Steffen June 27, 2011 at 5:26 pm

Hi Mike,

I worked in marketing and consulting for a while and I totally agree with you. Sales is 90% being prepared and 10% talking to the prospect. Many sales people forget that their potential clients many times are well prepared for the sales meeting and so should be the sales person. I hope more are reading this.


Merry August 2, 2011 at 11:01 am

It’s really glad to read this, Mike, thanks for posting it. I’m currently looking for a way to make a successful sales call and i’m the person that always uses excuses to avoid calling. I do not have a good plan to call and end up with failure which makes me even afraid. But after reading this, i think i wanna stand out from the crowd and be different.


Sue T August 8, 2011 at 12:50 pm

Couldn’t agree more. Had a great week just after we talked about the same issues and even though I set it up in my mind as I am driving, there are some key notes that you need to make so you ACCOMPLISH that agenda and it takes planning. In short, taking one afternoon before you leave for those calls on the road make for some tremendous results! Good points to make on the questions just to provoke thought. Keep it coming!

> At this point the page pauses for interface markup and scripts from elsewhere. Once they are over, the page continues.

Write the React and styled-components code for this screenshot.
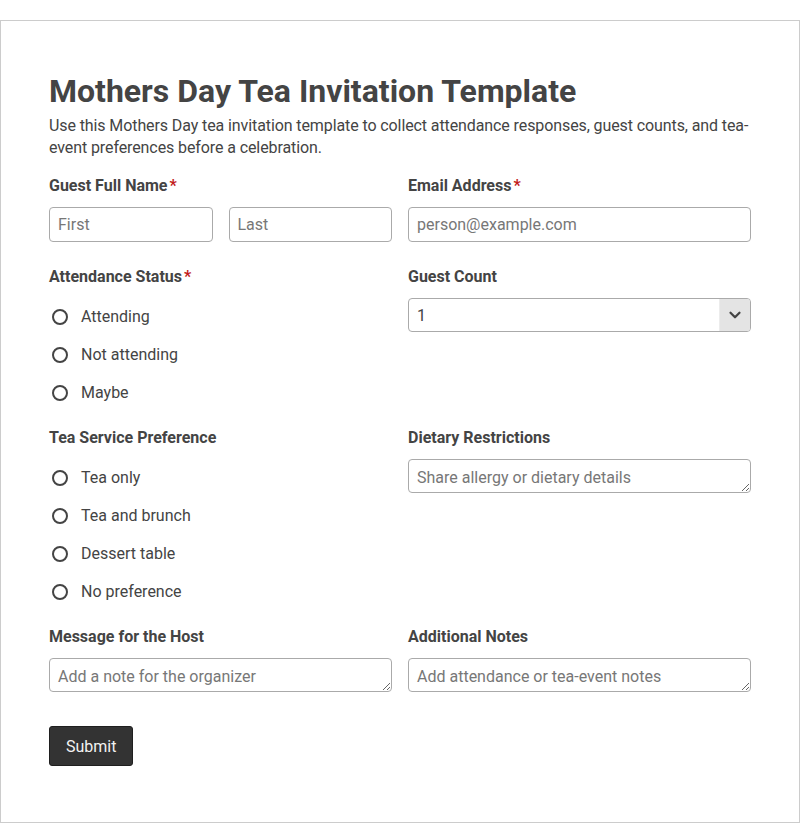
import React from "react";
import styled, { createGlobalStyle } from "styled-components";
import { ChevronDown } from "lucide-react";

const Global = createGlobalStyle`
  html, body { margin: 0; padding: 0; background: #fff; }
  body { font-family: Roboto, "Liberation Sans", sans-serif; color: #444; }
  * { box-sizing: border-box; }
`;

const Form = styled.form`
  width: 800px;
  margin-top: 20px;
  border: 1px solid #ccc;
  padding: 48px 48px 48px;
  background: #fff;
`;

const Title = styled.h1`
  margin: 0 0 2px;
  font-size: 32px;
  line-height: 44px;
  font-weight: 700;
  color: #444;
`;

const Description = styled.p`
  margin: 0 0 16px;
  font-size: 16px;
  line-height: 22px;
  letter-spacing: -0.1px;
  color: #444;
`;

const Grid = styled.div`
  display: grid;
  grid-template-columns: 1fr 1fr;
  column-gap: 16px;
  row-gap: 24px;
`;

const Field = styled.div`
  display: flex;
  flex-direction: column;
  min-width: 0;
`;

const Label = styled.label`
  display: block;
  font-size: 16px;
  line-height: 22px;
  font-weight: 700;
  color: #444;
  margin-bottom: 10px;
`;

const Req = styled.span`
  color: #c21b1b;
  margin-left: 2px;
`;

const Pair = styled.div`
  display: grid;
  grid-template-columns: 1fr 1fr;
  gap: 16px;
`;

const inputBase = `
  width: 100%;
  border: 1px solid #aaa;
  border-radius: 4px;
  font-family: Roboto, "Liberation Sans", sans-serif;
  font-size: 16px;
  color: #444;
  background: #fff;
  &::placeholder { color: #777; opacity: 1; }
`;

const Input = styled.input`
  ${inputBase}
  height: 35px;
  padding: 0 8px;
`;

const TextArea = styled.textarea`
  ${inputBase}
  display: block;
  height: 34px;
  padding: 8px 8px 4px;
  line-height: 20px;
  resize: vertical;
`;

const SelectWrap = styled.div`
  position: relative;
  height: 34px;
`;

const Select = styled.select`
  ${inputBase}
  height: 34px;
  appearance: none;
  -webkit-appearance: none;
  padding: 0 40px 0 8px;
`;

const ArrowBox = styled.span`
  position: absolute;
  top: 1px;
  right: 1px;
  bottom: 1px;
  width: 31px;
  background: #e4e4e4;
  border-left: 1px solid #ececec;
  border-radius: 0 3px 3px 0;
  display: flex;
  align-items: center;
  justify-content: center;
  pointer-events: none;
  color: #444;
`;

const RadioGroup = styled.div`
  display: flex;
  flex-direction: column;
  gap: 19px;
  padding: 9px 0 1px;
`;

const RadioRow = styled.label`
  display: flex;
  align-items: center;
  gap: 13px;
  font-size: 16px;
  line-height: 19px;
  color: #444;
  padding-left: 3px;
`;

const Radio = styled.input.attrs({ type: "radio" })`
  appearance: none;
  -webkit-appearance: none;
  width: 16px;
  height: 16px;
  margin: 0;
  border: 2px solid #444;
  border-radius: 50%;
  background: #fff;
  flex: none;
`;

const Actions = styled.div`
  margin-top: 34px;
  padding-bottom: 8px;
`;

const Submit = styled.button`
  height: 40px;
  padding: 0 16px;
  background: #333;
  color: #f2f2f2;
  border: 1px solid #1f1f1f;
  border-radius: 3px;
  font-family: Roboto, "Liberation Sans", sans-serif;
  font-size: 16px;
`;

function RadioField({ name, label, required, options }) {
  return (
    <Field>
      <Label as="div">
        {label}
        {required && <Req>*</Req>}
      </Label>
      <RadioGroup>
        {options.map((o) => (
          <RadioRow key={o}>
            <Radio name={name} value={o} />
            {o}
          </RadioRow>
        ))}
      </RadioGroup>
    </Field>
  );
}

export default function App() {
  return (
    <>
      <Global />
      <Form onSubmit={(e) => e.preventDefault()}>
        <Title>Mothers Day Tea Invitation Template</Title>
        <Description>
          Use this Mothers Day tea invitation template to collect attendance
          responses, guest counts, and tea-event preferences before a
          celebration.
        </Description>
        <Grid>
          <Field>
            <Label>
              Guest Full Name<Req>*</Req>
            </Label>
            <Pair>
              <Input placeholder="First" />
              <Input placeholder="Last" />
            </Pair>
          </Field>
          <Field>
            <Label>
              Email Address<Req>*</Req>
            </Label>
            <Input placeholder="person@example.com" />
          </Field>

          <RadioField
            name="attendance"
            label="Attendance Status"
            required
            options={["Attending", "Not attending", "Maybe"]}
          />
          <Field>
            <Label>Guest Count</Label>
            <SelectWrap>
              <Select defaultValue="1">
                <option>1</option>
                <option>2</option>
                <option>3</option>
                <option>4</option>
              </Select>
              <ArrowBox>
                <ChevronDown size={18} strokeWidth={3} />
              </ArrowBox>
            </SelectWrap>
          </Field>

          <RadioField
            name="tea"
            label="Tea Service Preference"
            options={["Tea only", "Tea and brunch", "Dessert table", "No preference"]}
          />
          <Field>
            <Label>Dietary Restrictions</Label>
            <TextArea rows={1} placeholder="Share allergy or dietary details" />
          </Field>

          <Field>
            <Label>Message for the Host</Label>
            <TextArea rows={1} placeholder="Add a note for the organizer" />
          </Field>
          <Field>
            <Label>Additional Notes</Label>
            <TextArea rows={1} placeholder="Add attendance or tea-event notes" />
          </Field>
        </Grid>
        <Actions>
          <Submit type="submit">Submit</Submit>
        </Actions>
      </Form>
    </>
  );
}
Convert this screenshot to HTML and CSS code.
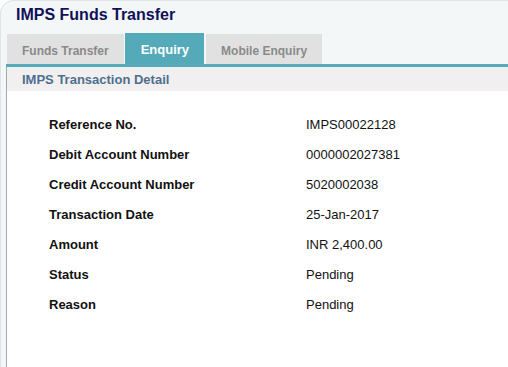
FILE: index.html
```html
<!DOCTYPE html>
<html>
<head>
<meta charset="utf-8">
<link rel="stylesheet" href="styles.css">
</head>
<body>
<div class="page">
  <h1 class="title">IMPS Funds Transfer</h1>
  <div class="tabs">
    <div class="tab">Funds Transfer</div>
    <div class="tab active">Enquiry</div>
    <div class="tab">Mobile Enquiry</div>
  </div>
  <div class="tabbar"></div>
  <div class="panel">
    <div class="panel-head">IMPS Transaction Detail</div>
    <div class="details">
      <div class="label">Reference No.</div><div class="value">IMPS00022128</div>
      <div class="label">Debit Account Number</div><div class="value">0000002027381</div>
      <div class="label">Credit Account Number</div><div class="value">5020002038</div>
      <div class="label">Transaction Date</div><div class="value">25-Jan-2017</div>
      <div class="label">Amount</div><div class="value">INR 2,400.00</div>
      <div class="label">Status</div><div class="value">Pending</div>
      <div class="label">Reason</div><div class="value">Pending</div>
    </div>
  </div>
</div>
</body>
</html>
```

FILE: styles.css
```css
html, body {
  margin: 0;
  padding: 0;
  background: #ffffff;
  font-family: "Liberation Sans", Arial, sans-serif;
}

.page {
  box-sizing: border-box;
  height: 367px;
  background: #f3f7f8;
  border-top: 1px solid #dfe4e7;
  border-left: 1px solid #dfe4e7;
  border-top-left-radius: 14px;
  padding: 5px 0 0 5px;
  display: flex;
  flex-direction: column;
}

.title {
  margin: 0;
  padding-left: 10px;
  font-size: 16px;
  line-height: 18px;
  font-weight: bold;
  color: #111158;
}

.tabs {
  display: flex;
  align-items: flex-end;
  height: 31px;
  margin-top: 9px;
  padding-left: 1px;
}

.tab {
  height: 30px;
  line-height: 34px;
  padding: 0 15px;
  background: #e1e1e1;
  color: #8a8a8a;
  font-size: 12px;
  font-weight: bold;
}

.tab.active {
  height: 31px;
  line-height: 34px;
  padding: 0 15px 0 16px;
  margin: 0 2px 0 1px;
  background: #54aab9;
  color: #ffffff;
  font-size: 13px;
}

.tabbar {
  height: 3px;
  background: #54aab9;
}

.panel {
  flex: 1;
  background: #ffffff;
  border-left: 1px solid #a9a9a9;
}

.panel-head {
  height: 24px;
  line-height: 25px;
  padding-left: 15px;
  background: #f2eff0;
  color: #4d6f8e;
  font-size: 13px;
  font-weight: bold;
}

.details {
  display: grid;
  grid-template-columns: 257px 1fr;
  grid-auto-rows: 30px;
  padding: 19px 0 0 42px;
  font-size: 13px;
  line-height: 30px;
  color: #111111;
}

.label {
  font-weight: bold;
}
```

frank rock June 25, 2012 at 3:50 am

hi Mike greetings from Ireland .I have just come across your blog . I think their are a number of reasons why sales manangers dont spend time with their people (not in order of prority):
- nobody ever spent anytime with them when they were salespeople
- organisations have turn the sales manager into a “super” administrtaor
- dont have the skills
- their director or boss doesnt see any value in it either
- sales people fall into the trap of seeing it as micromaning as the concept of coaching is poorly positioned with no consistencty or follow through
- coaching not linked to career development
- mananger ends up “telling” and “rescuing” the call which undermines the salesperson
there my thoughts


Mike June 25, 2012 at 5:19 pm

Great to hear from you. I think you might be my first reader in Ireland! Thanks for the note and sharing your good thoughts. That’s an old post you found, but one of my favorites. My book, which comes out in September, covers the topic extensively.